Much of the urban growth in developing countries is taking place along infrastructure corridors that connect cities. The villages along these corridors are frenzied and contested sites for the consolidation and conversion of agricultural lands for urban uses. The scale of changes along these corridors is larger than the political jurisdiction of local governments, and new regional institutions are emerging to manage land consolidations at this corridor scale. This article compares two inter-urban highways in India and the hybrid regional institutions that manage them: the Bangalore- Mysore corridor, regulated by parastatals, and the Pune-Nashik corridor, by cooperatives.
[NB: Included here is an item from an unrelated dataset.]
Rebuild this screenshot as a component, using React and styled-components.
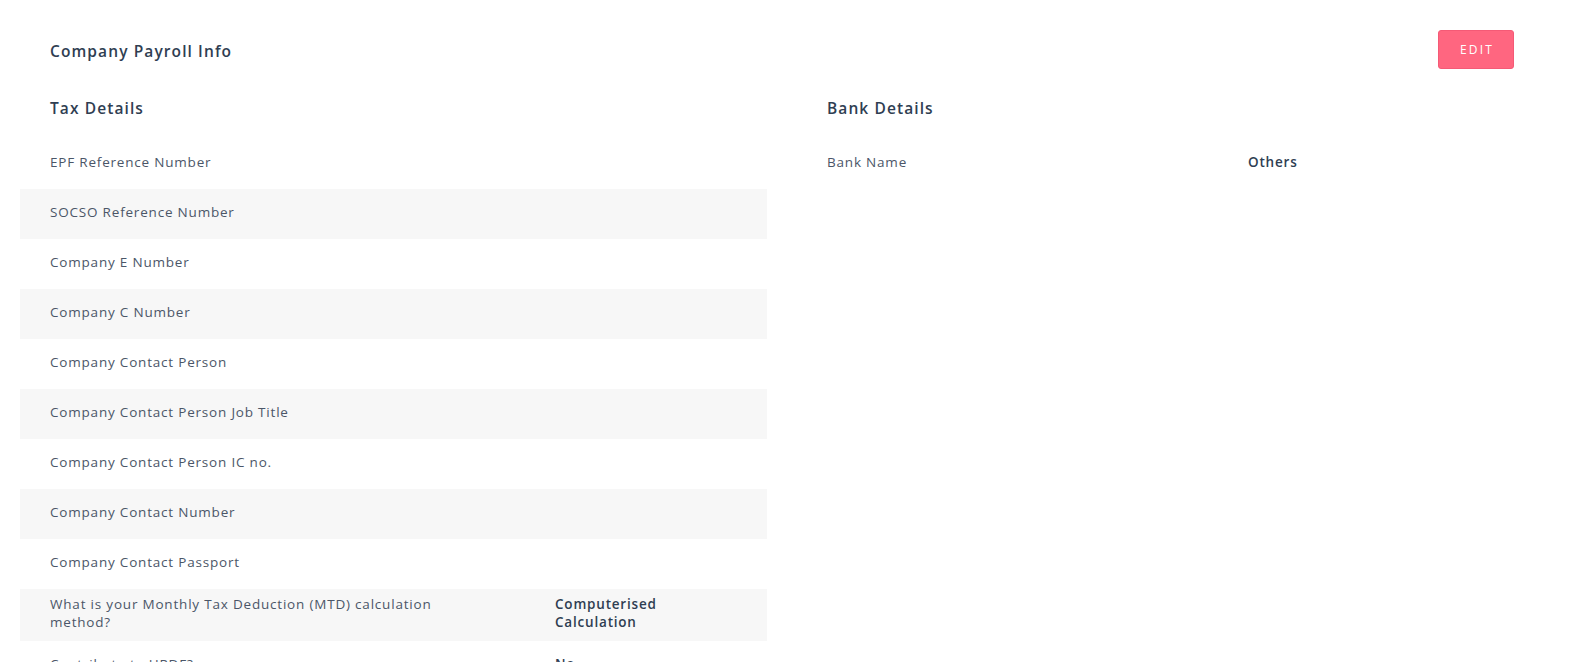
import React from 'react';
import styled, { createGlobalStyle } from 'styled-components';

const GlobalStyle = createGlobalStyle`
  html, body {
    margin: 0;
    padding: 0;
    background: #fff;
    font-family: "Open Sans", Lato, sans-serif;
    color: #34495e;
  }
`;

const taxRows = [
  { label: 'EPF Reference Number', value: '' },
  { label: 'SOCSO Reference Number', value: '' },
  { label: 'Company E Number', value: '' },
  { label: 'Company C Number', value: '' },
  { label: 'Company Contact Person', value: '' },
  { label: 'Company Contact Person Job Title', value: '' },
  { label: 'Company Contact Person IC no.', value: '' },
  { label: 'Company Contact Number', value: '' },
  { label: 'Company Contact Passport', value: '' },
  { label: 'What is your Monthly Tax Deduction (MTD) calculation method?', value: 'Computerised Calculation' },
  { label: 'Contribute to HRDF?', value: 'No' },
  { label: 'HRDF Number', value: '' },
];

const bankRows = [{ label: 'Bank Name', value: 'Others' }];

const Section = ({ title, rows, labelWidth }) => (
  <Column>
    <SectionTitle>{title}</SectionTitle>
    {rows.map((row, i) => (
      <Row key={row.label} $striped={i % 2 === 1} $labelWidth={labelWidth}>
        <Label>{row.label}</Label>
        <Value>{row.value}</Value>
      </Row>
    ))}
  </Column>
);

const App = () => {
  return (
    <>
      <GlobalStyle />
      <Page>
        <Header>
          <PageTitle>Company Payroll Info</PageTitle>
          <EditButton>EDIT</EditButton>
        </Header>
        <Columns>
          <Section title="Tax Details" rows={taxRows} labelWidth={475} />
          <Section title="Bank Details" rows={bankRows} labelWidth={391} />
        </Columns>
      </Page>
    </>
  );
};

export default App;

const Page = styled.div`
  height: 662px;
  overflow: hidden;
  padding-top: 30px;
  box-sizing: border-box;
`;

const Header = styled.div`
  display: flex;
  justify-content: space-between;
  align-items: center;
  height: 39px;
  padding: 0 56px 0 50px;
`;

const PageTitle = styled.h1`
  margin: 0;
  font-size: 15.5px;
  font-weight: 600;
  letter-spacing: 1.1px;
  color: #2f3e52;
  padding-top: 2px;
`;

const EditButton = styled.button`
  width: 76px;
  height: 39px;
  border: 1px solid #f55a76;
  border-radius: 3px;
  background: #ff6680;
  color: #fff;
  font-family: "Open Sans", Lato, sans-serif;
  font-size: 12px;
  letter-spacing: 2.2px;
  padding: 0 0 0 2px;
  cursor: pointer;
`;

const Columns = styled.div`
  display: grid;
  grid-template-columns: 747px 747px;
  column-gap: 30px;
  padding: 0 20px;
  margin-top: 14px;
  align-items: start;
`;

const Column = styled.div`
  display: flex;
  flex-direction: column;
`;

const SectionTitle = styled.h2`
  margin: 0 0 6px;
  padding: 0 30px;
  height: 50px;
  line-height: 50px;
  font-size: 15.5px;
  font-weight: 600;
  letter-spacing: 1.1px;
  color: #2f3e52;
`;

const Row = styled.div`
  display: grid;
  grid-template-columns: ${(p) => p.$labelWidth}px 160px;
  column-gap: 30px;
  align-items: center;
  min-height: 50px;
  box-sizing: border-box;
  padding: 6px 30px 10px;
  line-height: 18px;
  background: ${(p) => (p.$striped ? '#f7f7f7' : 'transparent')};
`;

const Label = styled.div`
  font-size: 13.5px;
  letter-spacing: 0.8px;
  color: #4b5668;
  max-width: 420px;
`;

const Value = styled.div`
  font-size: 13.5px;
  font-weight: 600;
  letter-spacing: 0.8px;
  color: #2f3e52;
  max-width: 120px;
`;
It traces the emergence of parastatals and cooperatives to the turn of the twentieth century, the ways in which these old institutions are being reworked to respond to the contemporary challenges of highway urbanization, and the winners and losers under these new institutional arrangements. I use the term “negotiated decentralization” to more accurately capture the back-and-forth negotiations between local, regional and state-level actors that leads to context-specific regional institutions like the parastatals and cooperatives.
公路城市化與土地衝突:分散治理在印度面臨的挑戰
許多發展中國家的城市增長都是沿著連接城市的基礎設施走廊推進的。這些走廊沿線的村莊是將農業用地合併及轉換為城市用地的過程中的熱點和爭議的場所。爾在這些走廊地帶所發生的變化也遠遠超越了地方政府政治管轄範圍方面的變化。在這些走廊地帶,管理土地整合的新的區域機構正在興起。本文比較了印度兩條城市間公路及管理它們的混合性區域管理機構:一個是由半國營機構管理的班加羅爾-邁索爾走廊,一個是由合作社管理的浦那-納西克走廊。本文追溯了在二十世紀之交半國營企業和合作社的出現,考察了這些舊機構如何被重新塑造以應對當代公路城市化的挑戰,以及這些新的制度安排產生的贏家和輸家。我用“協商的放權”一詞以更準確地表達地區、區域及國家的各種角色之間的往返協商,及其所產生的象半國營企業和合作社之類的特定區域機構。